Nichée au cœur des monts Aurès dans l’est de l’Algérie, Khenchela est une ville fascinante au riche patrimoine historique et culturel. Ancienne cité romaine devenue chef-lieu de wilaya, elle offre un mélange unique de vestiges antiques, de traditions berbères et de modernité. Découvrons ensemble les multiples facettes de cette perle des Aurès encore trop méconnue.
Histoire et origines de Khenchela
L’histoire de Khenchela remonte à l’Antiquité. La région était habitée dès le Paléolithique, comme en témoignent les silex taillés retrouvés sur place. Mais c’est à l’époque romaine que la ville prend réellement son essor.
La cité romaine de Mascula
Au 1er siècle après J.-C., les Romains fondent sur le site actuel de Khenchela une cité qu’ils nomment Mascula.

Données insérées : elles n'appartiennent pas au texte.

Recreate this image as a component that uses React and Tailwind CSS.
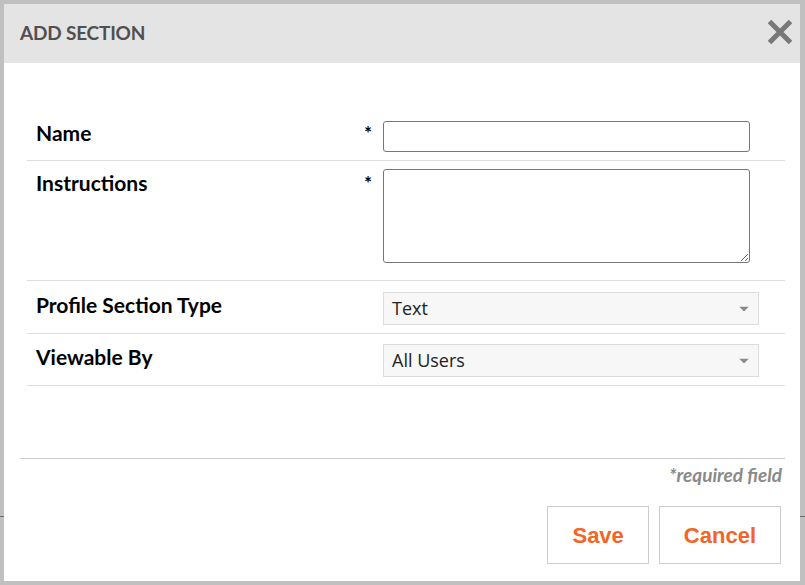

Sa position stratégique en fait rapidement un important carrefour commercial et militaire :
- Située au pied du versant oriental des Aurès
- À 60 km à l’est de Timgad et 90 km à l’ouest de Tébessa
- Contrôle un passage clé entre le massif des Aurès et le plateau des Némemchas
- Sur la route reliant Constantine au Souf, empruntée par les transhumants
Mascula devient un municipe sous le règne de l’empereur Trajan au début du 2e siècle. La ville se développe et s’embellit, comme en témoignent les vestiges encore visibles aujourd’hui :
- Thermes romains d’Aquae Flavianae
- Restes de l’aqueduc alimentant la ville
- Inscriptions latines mentionnant des édiles et duumvirs
La cité reste prospère durant toute la période romaine et byzantine. Au 6e siècle, l’empereur Tibère II la rebaptise même Mascula Tiberia et fait construire une enceinte fortifiée.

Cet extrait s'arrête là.